* begin *

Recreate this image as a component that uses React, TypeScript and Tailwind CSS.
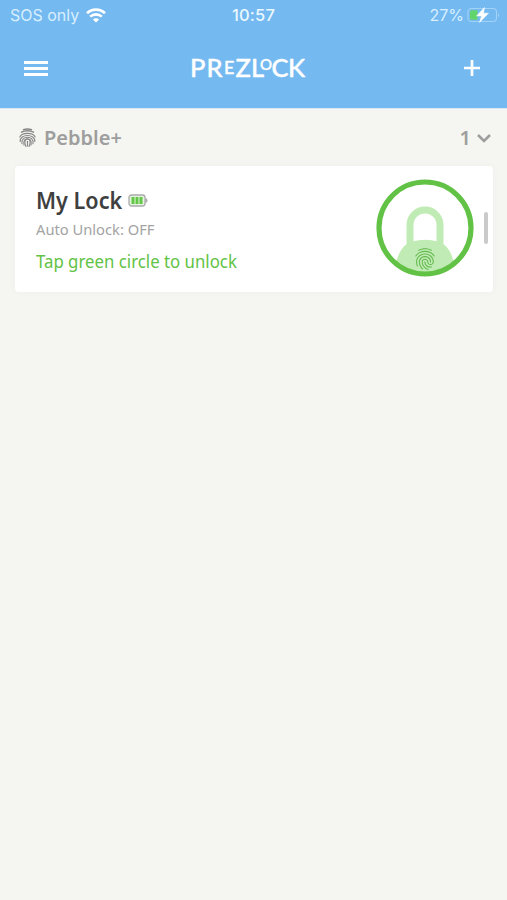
import React from 'react';
import { MdFingerprint } from 'react-icons/md';

const WifiIcon = () => (
  <svg className="block h-[15px] w-5" viewBox="0 0 20 15" fill="none" stroke="white">
    <path d="M1 5.2C6 0.4 14 0.4 19 5.2" strokeWidth="2.8" />
    <path d="M4.2 8.6C7.5 5.6 12.5 5.6 15.8 8.6" strokeWidth="2.6" />
    <path d="M10 14.6L6.9 11.4C8.6 9.9 11.4 9.9 13.1 11.4Z" fill="white" stroke="none" />
  </svg>
);

const PhoneBattery = () => (
  <svg className="block h-4 w-[33px]" viewBox="0 0 33 16" fill="none">
    <rect x="1" y="1.5" width="28.5" height="13" rx="3.5" stroke="#a3d2f7" strokeWidth="1.1" />
    <path d="M31 6v4c1.2-.5 1.2-3.5 0-4z" fill="#a9d5f8" />
    <path d="M4.5 3.2H10.5V12.8H4.5a1.5 1.5 0 0 1-1.5-1.5V4.7a1.5 1.5 0 0 1 1.5-1.5z" fill="#62d46c" />
    <path d="M17.5 0.5L9.5 9h5L12.5 15.5l9-9.3h-5z" fill="white" stroke="white" strokeWidth=".5" />
  </svg>
);

const Wordmark = () => (
  <svg
    className="block h-10 w-[120px] overflow-visible font-['Lato','Liberation_Sans',sans-serif] font-medium"
    viewBox="0 0 120 40"
    fill="white"
    stroke="white"
    strokeWidth=".4"
    strokeLinejoin="round"
  >
    <text y="28.5" fontSize="25.5">
      <tspan x="1">P</tspan>
      <tspan x="17.5">R</tspan>
      <tspan x="35" y="26" fontSize="18">E</tspan>
      <tspan x="46.5" y="28.5" fontSize="25.5">Z</tspan>
      <tspan x="62">L</tspan>
      <tspan x="71" y="21.5" fontSize="15">O</tspan>
      <tspan x="82.5" y="28.5" fontSize="25.5">C</tspan>
      <tspan x="99">K</tspan>
    </text>
  </svg>
);

const LockBattery = () => (
  <svg className="block h-[13px] w-5" viewBox="0 0 20 13" fill="none">
    <rect x="1" y="1" width="16" height="11" rx="2.5" fill="#e4f5df" stroke="#aaaaaa" strokeWidth="1.3" />
    <path d="M18 4.5c1.3.5 1.3 3.5 0 4z" fill="#aaaaaa" stroke="#aaaaaa" />
    <path d="M5 3v7M9 3v7M13 3v7" stroke="#62c646" strokeWidth="3" />
  </svg>
);

// dense ridges with a flattened cap, reads well at small sizes
const PebbleIcon = () => (
  <svg className="block h-5 w-[17px]" viewBox="0 0 17 20" fill="none" stroke="#858585" strokeWidth="1.1" strokeLinecap="round">
    <path d="M4.5 1.8C7 .8 10 .8 12.5 1.8" strokeWidth="1.5" />
    <path d="M2.5 4.2C6 2.5 11 2.5 14.5 4.2" strokeWidth="1.5" />
    <path d="M.8 9C3 4.2 14 4.2 16.2 9" />
    <path d="M1.2 13.5C.5 5.5 16.5 5.5 15.8 13.5" />
    <path d="M3 15.8C1.2 7 15.8 7 14 15.8" />
    <path d="M5 17.2C2.8 8.5 14.2 8.5 12 17.2" />
    <path d="M7 18.5C5.5 15 5 11 8.5 11S11.5 15 10 18.5" />
    <path d="M8.5 13.2V18" />
  </svg>
);

const UnlockButton = () => (
  <button className="relative block size-[98px]">
    <svg className="block size-full" viewBox="0 0 98 98" fill="none">
      <clipPath id="lock-clip">
        <circle cx="49" cy="49" r="46" />
      </clipPath>
      <g clipPath="url(#lock-clip)">
        <path d="M34 68V46a15 15 0 0 1 30 0V68" stroke="#c1ebb5" strokeWidth="7" />
        <path d="M20 98V85C22 73 28 65 36 62.5Q49 59 62 62.5C70 65 76 73 78 85V98Z" fill="#c1ebb5" />
      </g>
      <circle cx="49" cy="49" r="46" stroke="#62c245" strokeWidth="5.2" />
    </svg>
    <MdFingerprint className="absolute left-[36px] top-[67px] size-[26px] text-[#62b94c]" />
  </button>
);

const StatusBar = () => (
  <div className="grid h-[30px] grid-cols-[1fr_auto_1fr] items-center pl-[10px] pr-[7px] font-['Inter','Liberation_Sans',sans-serif] text-[16px]">
    <div className="flex items-center gap-[7px] text-[#d8f0ff]">
      <span className="whitespace-nowrap">SOS only</span>
      <WifiIcon />
    </div>
    <span className="pr-[3px] text-center text-[16.5px] font-medium tracking-[0.2px] text-[#eaf8ff]">10:57</span>
    <div className="flex items-center justify-end gap-[3px] text-[#d8f0ff]">
      <span>27%</span>
      <PhoneBattery />
    </div>
  </div>
);

const Header = () => (
  <header className="h-[109px] border-b border-[#dbe9f4] bg-[#74b9f0]">
    <StatusBar />
    <div className="flex h-[76px] items-center pl-6 pr-[26px]">
      <button className="flex w-6 flex-col gap-[3px]">
        <span className="h-[3px] bg-white" />
        <span className="h-[3px] bg-white" />
        <span className="h-[3px] bg-white" />
      </button>
      <div className="ml-[141px] flex-1">
        <Wordmark />
      </div>
      <svg className="block size-[18px]" viewBox="0 0 18 18" stroke="white" strokeWidth="2.7">
        <path d="M9 1v16M1 9h16" />
      </svg>
    </div>
  </header>
);

const SectionHeader = () => (
  <div className="flex h-[57px] items-center justify-between pl-[19px] pr-4 text-[#9e9e9e]">
    <div className="flex items-center gap-2">
      <PebbleIcon />
      <span className="text-[20px] font-semibold leading-6">Pebble+</span>
    </div>
    <div className="flex items-center gap-[6px]">
      <span className="text-[20px] font-semibold leading-6">1</span>
      <svg className="block h-[10px] w-[14px]" viewBox="0 0 14 10" fill="none" stroke="currentColor" strokeWidth="2.6">
        <path d="M1 2L7 8L13 2" />
      </svg>
    </div>
  </div>
);

const LockCard = () => (
  <div className="ml-[15px] mr-[14px] flex h-[126px] items-center justify-between rounded bg-white pl-[21px] pr-[5px] shadow-[0_0_8px_rgba(0,0,0,0.03)]">
    <div className="flex flex-col">
      <div className="flex h-7 w-[112px] items-center justify-between pt-[3px]">
        <span className="w-[86px] origin-left scale-x-[0.96] whitespace-nowrap text-[22.5px] font-semibold text-[#3f3f3f]">
          My Lock
        </span>
        <LockBattery />
      </div>
      <span className="mt-1 origin-left scale-x-[0.98] whitespace-nowrap text-[15px] leading-6 text-[#a3a3a3]">
        Auto Unlock: OFF
      </span>
      <span className="mt-2 origin-left scale-x-[0.96] whitespace-nowrap text-[17.5px] leading-6 text-[#62c245]">
        Tap green circle to unlock
      </span>
    </div>
    <div className="flex items-center gap-[10px] pb-[3px]">
      <UnlockButton />
      <span className="h-8 w-1 rounded-full bg-[#cacaca]" />
    </div>
  </div>
);

const App: React.FC = () => {
  return (
    <div className="h-[900px] w-[507px] overflow-hidden bg-[#f5f6f1] font-['Noto_Sans','Open_Sans',sans-serif]">
      <Header />
      <SectionHeader />
      <LockCard />
    </div>
  );
};

export default App;
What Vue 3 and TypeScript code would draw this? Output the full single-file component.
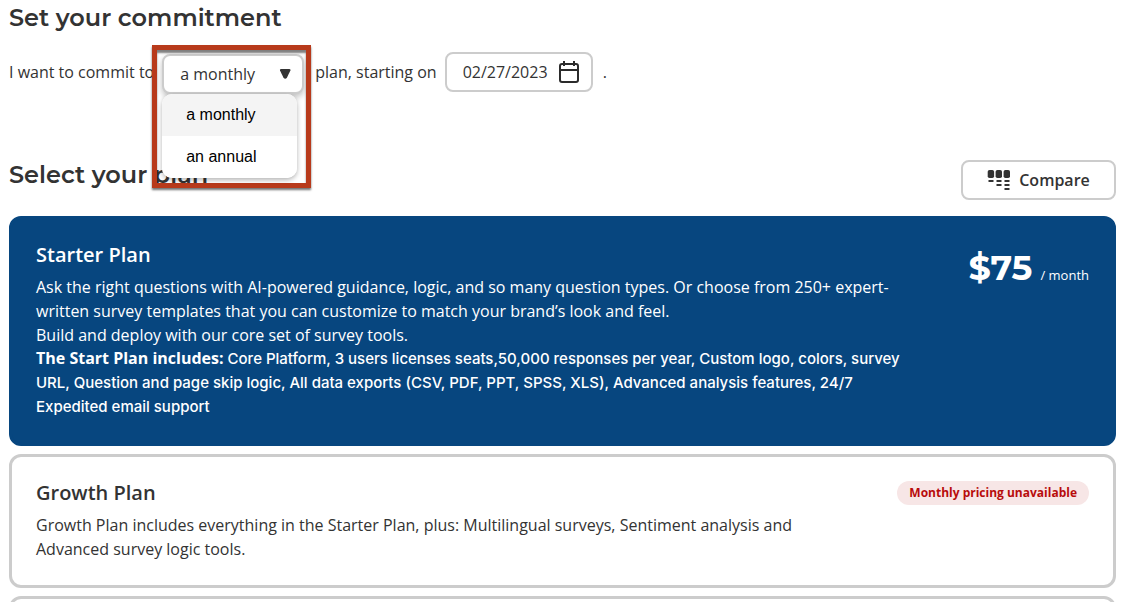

* end *

- _Stated exercise_
Transcribe the complete set of entries verbatim. No pictures belong in the copy.

- _Solution_
Recreate this image as a component that uses React, TypeScript and Tailwind CSS.
import React from 'react';
import { MdFingerprint } from 'react-icons/md';

const WifiIcon = () => (
  <svg className="block h-[15px] w-5" viewBox="0 0 20 15" fill="none" stroke="white">
    <path d="M1 5.2C6 0.4 14 0.4 19 5.2" strokeWidth="2.8" />
    <path d="M4.2 8.6C7.5 5.6 12.5 5.6 15.8 8.6" strokeWidth="2.6" />
    <path d="M10 14.6L6.9 11.4C8.6 9.9 11.4 9.9 13.1 11.4Z" fill="white" stroke="none" />
  </svg>
);

const PhoneBattery = () => (
  <svg className="block h-4 w-[33px]" viewBox="0 0 33 16" fill="none">
    <rect x="1" y="1.5" width="28.5" height="13" rx="3.5" stroke="#a3d2f7" strokeWidth="1.1" />
    <path d="M31 6v4c1.2-.5 1.2-3.5 0-4z" fill="#a9d5f8" />
    <path d="M4.5 3.2H10.5V12.8H4.5a1.5 1.5 0 0 1-1.5-1.5V4.7a1.5 1.5 0 0 1 1.5-1.5z" fill="#62d46c" />
    <path d="M17.5 0.5L9.5 9h5L12.5 15.5l9-9.3h-5z" fill="white" stroke="white" strokeWidth=".5" />
  </svg>
);

const Wordmark = () => (
  <svg
    className="block h-10 w-[120px] overflow-visible font-['Lato','Liberation_Sans',sans-serif] font-medium"
    viewBox="0 0 120 40"
    fill="white"
    stroke="white"
    strokeWidth=".4"
    strokeLinejoin="round"
  >
    <text y="28.5" fontSize="25.5">
      <tspan x="1">P</tspan>
      <tspan x="17.5">R</tspan>
      <tspan x="35" y="26" fontSize="18">E</tspan>
      <tspan x="46.5" y="28.5" fontSize="25.5">Z</tspan>
      <tspan x="62">L</tspan>
      <tspan x="71" y="21.5" fontSize="15">O</tspan>
      <tspan x="82.5" y="28.5" fontSize="25.5">C</tspan>
      <tspan x="99">K</tspan>
    </text>
  </svg>
);

const LockBattery = () => (
  <svg className="block h-[13px] w-5" viewBox="0 0 20 13" fill="none">
    <rect x="1" y="1" width="16" height="11" rx="2.5" fill="#e4f5df" stroke="#aaaaaa" strokeWidth="1.3" />
    <path d="M18 4.5c1.3.5 1.3 3.5 0 4z" fill="#aaaaaa" stroke="#aaaaaa" />
    <path d="M5 3v7M9 3v7M13 3v7" stroke="#62c646" strokeWidth="3" />
  </svg>
);

// dense ridges with a flattened cap, reads well at small sizes
const PebbleIcon = () => (
  <svg className="block h-5 w-[17px]" viewBox="0 0 17 20" fill="none" stroke="#858585" strokeWidth="1.1" strokeLinecap="round">
    <path d="M4.5 1.8C7 .8 10 .8 12.5 1.8" strokeWidth="1.5" />
    <path d="M2.5 4.2C6 2.5 11 2.5 14.5 4.2" strokeWidth="1.5" />
    <path d="M.8 9C3 4.2 14 4.2 16.2 9" />
    <path d="M1.2 13.5C.5 5.5 16.5 5.5 15.8 13.5" />
    <path d="M3 15.8C1.2 7 15.8 7 14 15.8" />
    <path d="M5 17.2C2.8 8.5 14.2 8.5 12 17.2" />
    <path d="M7 18.5C5.5 15 5 11 8.5 11S11.5 15 10 18.5" />
    <path d="M8.5 13.2V18" />
  </svg>
);

const UnlockButton = () => (
  <button className="relative block size-[98px]">
    <svg className="block size-full" viewBox="0 0 98 98" fill="none">
      <clipPath id="lock-clip">
        <circle cx="49" cy="49" r="46" />
      </clipPath>
      <g clipPath="url(#lock-clip)">
        <path d="M34 68V46a15 15 0 0 1 30 0V68" stroke="#c1ebb5" strokeWidth="7" />
        <path d="M20 98V85C22 73 28 65 36 62.5Q49 59 62 62.5C70 65 76 73 78 85V98Z" fill="#c1ebb5" />
      </g>
      <circle cx="49" cy="49" r="46" stroke="#62c245" strokeWidth="5.2" />
    </svg>
    <MdFingerprint className="absolute left-[36px] top-[67px] size-[26px] text-[#62b94c]" />
  </button>
);

const StatusBar = () => (
  <div className="grid h-[30px] grid-cols-[1fr_auto_1fr] items-center pl-[10px] pr-[7px] font-['Inter','Liberation_Sans',sans-serif] text-[16px]">
    <div className="flex items-center gap-[7px] text-[#d8f0ff]">
      <span className="whitespace-nowrap">SOS only</span>
      <WifiIcon />
    </div>
    <span className="pr-[3px] text-center text-[16.5px] font-medium tracking-[0.2px] text-[#eaf8ff]">10:57</span>
    <div className="flex items-center justify-end gap-[3px] text-[#d8f0ff]">
      <span>27%</span>
      <PhoneBattery />
    </div>
  </div>
);

const Header = () => (
  <header className="h-[109px] border-b border-[#dbe9f4] bg-[#74b9f0]">
    <StatusBar />
    <div className="flex h-[76px] items-center pl-6 pr-[26px]">
      <button className="flex w-6 flex-col gap-[3px]">
        <span className="h-[3px] bg-white" />
        <span className="h-[3px] bg-white" />
        <span className="h-[3px] bg-white" />
      </button>
      <div className="ml-[141px] flex-1">
        <Wordmark />
      </div>
      <svg className="block size-[18px]" viewBox="0 0 18 18" stroke="white" strokeWidth="2.7">
        <path d="M9 1v16M1 9h16" />
      </svg>
    </div>
  </header>
);

const SectionHeader = () => (
  <div className="flex h-[57px] items-center justify-between pl-[19px] pr-4 text-[#9e9e9e]">
    <div className="flex items-center gap-2">
      <PebbleIcon />
      <span className="text-[20px] font-semibold leading-6">Pebble+</span>
    </div>
    <div className="flex items-center gap-[6px]">
      <span className="text-[20px] font-semibold leading-6">1</span>
      <svg className="block h-[10px] w-[14px]" viewBox="0 0 14 10" fill="none" stroke="currentColor" strokeWidth="2.6">
        <path d="M1 2L7 8L13 2" />
      </svg>
    </div>
  </div>
);

const LockCard = () => (
  <div className="ml-[15px] mr-[14px] flex h-[126px] items-center justify-between rounded bg-white pl-[21px] pr-[5px] shadow-[0_0_8px_rgba(0,0,0,0.03)]">
    <div className="flex flex-col">
      <div className="flex h-7 w-[112px] items-center justify-between pt-[3px]">
        <span className="w-[86px] origin-left scale-x-[0.96] whitespace-nowrap text-[22.5px] font-semibold text-[#3f3f3f]">
          My Lock
        </span>
        <LockBattery />
      </div>
      <span className="mt-1 origin-left scale-x-[0.98] whitespace-nowrap text-[15px] leading-6 text-[#a3a3a3]">
        Auto Unlock: OFF
      </span>
      <span className="mt-2 origin-left scale-x-[0.96] whitespace-nowrap text-[17.5px] leading-6 text-[#62c245]">
        Tap green circle to unlock
      </span>
    </div>
    <div className="flex items-center gap-[10px] pb-[3px]">
      <UnlockButton />
      <span className="h-8 w-1 rounded-full bg-[#cacaca]" />
    </div>
  </div>
);

const App: React.FC = () => {
  return (
    <div className="h-[900px] w-[507px] overflow-hidden bg-[#f5f6f1] font-['Noto_Sans','Open_Sans',sans-serif]">
      <Header />
      <SectionHeader />
      <LockCard />
    </div>
  );
};

export default App;
What Vue 3 and TypeScript code would draw this? Output the full single-file component.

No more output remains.